AIM:
Copy out each line of the listing that has the word "page" in it.

─── DATASET EXTRACT ───

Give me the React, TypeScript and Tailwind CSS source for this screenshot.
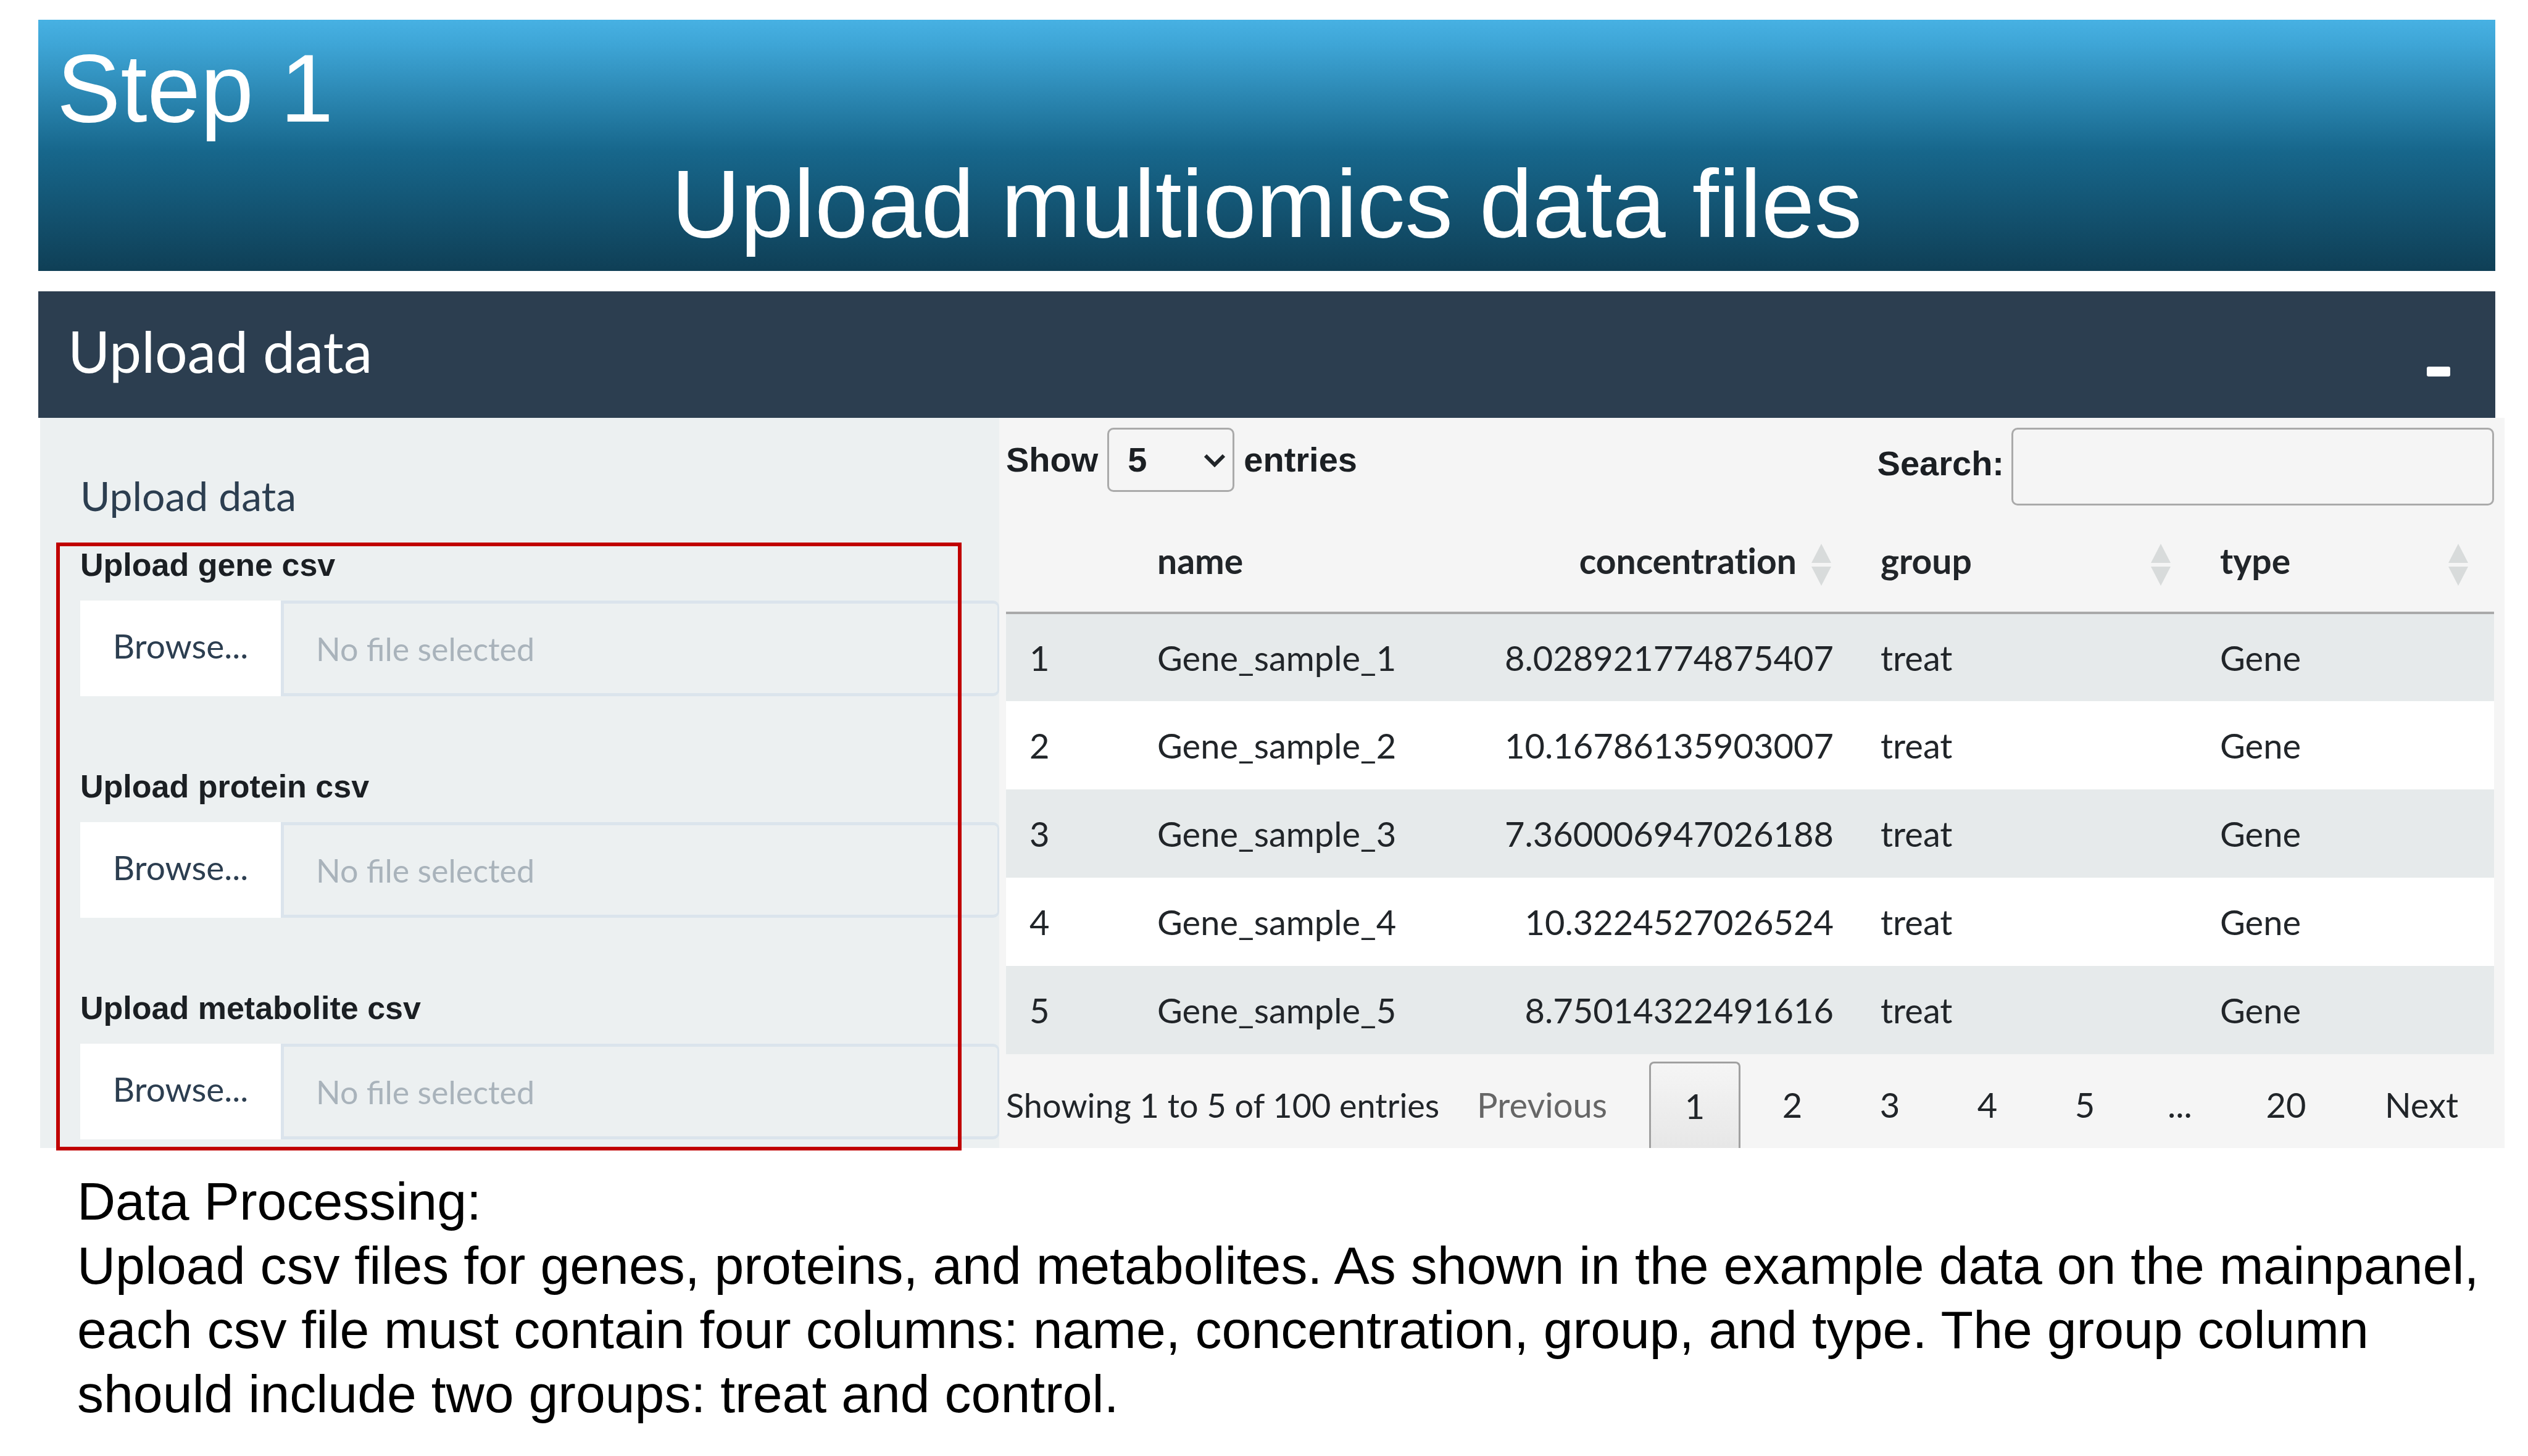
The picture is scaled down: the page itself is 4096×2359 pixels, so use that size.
import { useState } from "react";

const rows = [
  { id: 1, name: "Gene_sample_1", concentration: "8.028921774875407", group: "treat", type: "Gene" },
  { id: 2, name: "Gene_sample_2", concentration: "10.16786135903007", group: "treat", type: "Gene" },
  { id: 3, name: "Gene_sample_3", concentration: "7.360006947026188", group: "treat", type: "Gene" },
  { id: 4, name: "Gene_sample_4", concentration: "10.3224527026524", group: "treat", type: "Gene" },
  { id: 5, name: "Gene_sample_5", concentration: "8.75014322491616", group: "treat", type: "Gene" },
];

const uploads = [
  { id: "gene", label: "Upload gene csv" },
  { id: "protein", label: "Upload protein csv" },
  { id: "metabolite", label: "Upload metabolite csv" },
];

function SortIcon() {
  return (
    <svg viewBox="0 0 32 80" className="h-[80px] w-8 shrink-0" aria-hidden="true">
      <path d="M16 12L32 43H0Z M0 49H32L16 80Z" fill="#d8dbdb" />
    </svg>
  );
}

function UploadField({ id, label }: { id: string; label: string }) {
  return (
    <div>
      <label
        htmlFor={id}
        className="block font-['Liberation_Sans',sans-serif] text-[52px] leading-[60px] font-bold text-[#1b1f23]"
      >
        {label}
      </label>
      <div className="mt-7 flex h-[155px]">
        <button type="button" className="w-[325px] shrink-0 bg-white pb-2 text-center text-[55px] text-[#2c3e50]">
          Browse...
        </button>
        <input
          id={id}
          type="text"
          readOnly
          placeholder="No file selected"
          className="min-w-0 flex-1 rounded-r-[10px] border-[5px] border-r-[3px] border-[#dbe4ec] bg-transparent pl-[52px] text-[52px] placeholder:text-[#a9b3bb]"
        />
      </div>
    </div>
  );
}

function Sidebar() {
  return (
    <aside className="relative bg-[#ecf0f1] pt-[86px] pb-3 pl-[65px]">
      <h3 className="text-[66px] leading-[80px] text-[#2c3e50]">Upload data</h3>
      <div className="mt-[42px] flex flex-col gap-[116px]">
        {uploads.map((u) => (
          <UploadField key={u.id} id={u.id} label={u.label} />
        ))}
      </div>
      <div className="pointer-events-none absolute top-[202px] right-[61px] -bottom-1 left-[26px] border-[6px] border-[#c00000]" />
    </aside>
  );
}

function TableControls() {
  const [length, setLength] = useState("5");
  const [search, setSearch] = useState("");
  return (
    <div className="flex items-start justify-between font-['Liberation_Sans',sans-serif] text-[56px] font-bold text-[#1b1f23]">
      <div className="flex items-center gap-[15px]">
        <label htmlFor="length">Show</label>
        <div className="relative">
          <select
            id="length"
            value={length}
            onChange={(e) => setLength(e.target.value)}
            className="block h-[104px] w-[206px] appearance-none rounded-[10px] border-[3px] border-[#aaaaaa] bg-transparent pl-[30px]"
          >
            <option value="5">5</option>
            <option value="10">10</option>
            <option value="25">25</option>
          </select>
          <svg
            viewBox="0 0 34 22"
            className="pointer-events-none absolute top-[42px] right-[15px] h-[22px] w-[34px]"
            aria-hidden="true"
          >
            <path d="M2 3L17 18L32 3" fill="none" stroke="#212529" strokeWidth="6" />
          </svg>
        </div>
        <span>entries</span>
      </div>
      <div className="flex gap-3">
        <label htmlFor="search" className="leading-[116px]">
          Search:
        </label>
        <input
          id="search"
          type="search"
          value={search}
          onChange={(e) => setSearch(e.target.value)}
          className="h-[126px] w-[782px] rounded-[10px] border-[3px] border-[#aaaaaa] bg-transparent px-5 font-normal"
        />
      </div>
    </div>
  );
}

function DataTable() {
  return (
    <table className="mt-4 w-full table-fixed border-collapse text-left text-[56px] text-[#212529]">
      <colgroup>
        <col className="w-[207px]" />
        <col className="w-[583px]" />
        <col className="w-[589px]" />
        <col className="w-[550px]" />
        <col className="w-[482px]" />
      </colgroup>
      <thead className="text-[57px] [font-variant-ligatures:none]">
        <tr className="h-[158px] border-b-4 border-[#aaaaaa]">
          <th aria-label="row" />
          <th scope="col" className="p-0 pb-2 pl-[38px]">
            name
          </th>
          <th scope="col" className="p-0 pr-[42px] pb-2">
            <button type="button" className="flex w-full items-center justify-end gap-6 font-bold">
              concentration
              <SortIcon />
            </button>
          </th>
          <th scope="col" className="p-0 pr-[42px] pb-2 pl-[38px]">
            <button type="button" className="flex w-full items-center justify-between font-bold">
              group
              <SortIcon />
            </button>
          </th>
          <th scope="col" className="p-0 pr-[42px] pb-2 pl-[38px]">
            <button type="button" className="flex w-full items-center justify-between font-bold">
              type
              <SortIcon />
            </button>
          </th>
        </tr>
      </thead>
      <tbody>
        {rows.map((r) => (
          <tr key={r.id} className="h-[143px] odd:bg-[#e6eaeb] even:bg-white">
            <td className="p-0 pl-[38px]">{r.id}</td>
            <td className="p-0 pl-[38px]">{r.name}</td>
            <td className="p-0 pr-[38px] text-right">{r.concentration}</td>
            <td className="p-0 pl-[38px]">{r.group}</td>
            <td className="p-0 pl-[38px]">{r.type}</td>
          </tr>
        ))}
      </tbody>
    </table>
  );
}

function TableFooter() {
  return (
    <div className="mt-3 flex h-[140px] items-stretch justify-between whitespace-nowrap text-[#212529]">
      <p className="self-center text-[54px]">Showing 1 to 5 of 100 entries</p>
      <nav aria-label="Pagination" className="flex items-stretch gap-[10px] text-[56px]">
        <button type="button" disabled className="px-[58px] text-[#666666]">
          Previous
        </button>
        <button
          type="button"
          aria-current="page"
          className="w-[148px] rounded-t-[8px] border-[3px] border-b-0 border-[#a0a0a0] bg-linear-to-b from-[#f5f5f5] to-[#e7e7e7]"
        >
          1
        </button>
        <button type="button" className="w-[148px]">2</button>
        <button type="button" className="w-[148px]">3</button>
        <button type="button" className="w-[148px]">4</button>
        <button type="button" className="w-[148px]">5</button>
        <span className="flex w-[140px] items-center justify-center">...</span>
        <button type="button" className="w-[184px]">20</button>
        <button type="button" className="px-[58px]">Next</button>
      </nav>
    </div>
  );
}

export default function App() {
  return (
    <main className="min-h-screen bg-white pt-8 font-['Lato',sans-serif]">
      <header className="mr-[53px] ml-[62px] bg-[linear-gradient(to_bottom,#47b1e3_0%,#3ea5d6_10%,#17678c_52%,#0f3f56_100%)] px-[30px] pt-[18px] pb-[15px] font-['Liberation_Sans',sans-serif] text-[155px] leading-[187px] text-white">
        <p>Step 1</p>
        <h1 className="text-center">Upload multiomics data files</h1>
      </header>

      <section className="mt-[33px]">
        <div className="mr-[53px] ml-[62px] flex h-[205px] items-center justify-between bg-[#2c3e50] pr-[73px] pb-3 pl-12 text-white">
          <h2 className="text-[93px]">Upload data</h2>
          <button type="button" aria-label="Collapse" className="mb-[55px] self-end">
            <span className="block h-4 w-[38px] rounded-[3px] bg-white" />
          </button>
        </div>
        <div className="mr-[38px] ml-[65px] grid grid-cols-[1554fr_2439fr]">
          <Sidebar />
          <div className="flex flex-col bg-[#f5f5f5] pt-4 pr-[17px] pl-[11px]">
            <TableControls />
            <DataTable />
            <TableFooter />
          </div>
        </div>
      </section>

      <section className="mt-[34px] pl-[125px] font-['Liberation_Sans',sans-serif] text-[86px] leading-[104px] text-black">
        <h2>Data Processing:</h2>
        <p>
          Upload csv files for genes, proteins, and metabolites. As shown in the example data on the mainpanel,
          <br />
          each csv file must contain four columns: name, concentration, group, and type. The group column
          <br />
          should include two groups: treat and control.
        </p>
      </section>
    </main>
  );
}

───

ANSWER:
The picture is scaled down: the page itself is 4096×2359 pixels, so use that size.
          aria-current="page"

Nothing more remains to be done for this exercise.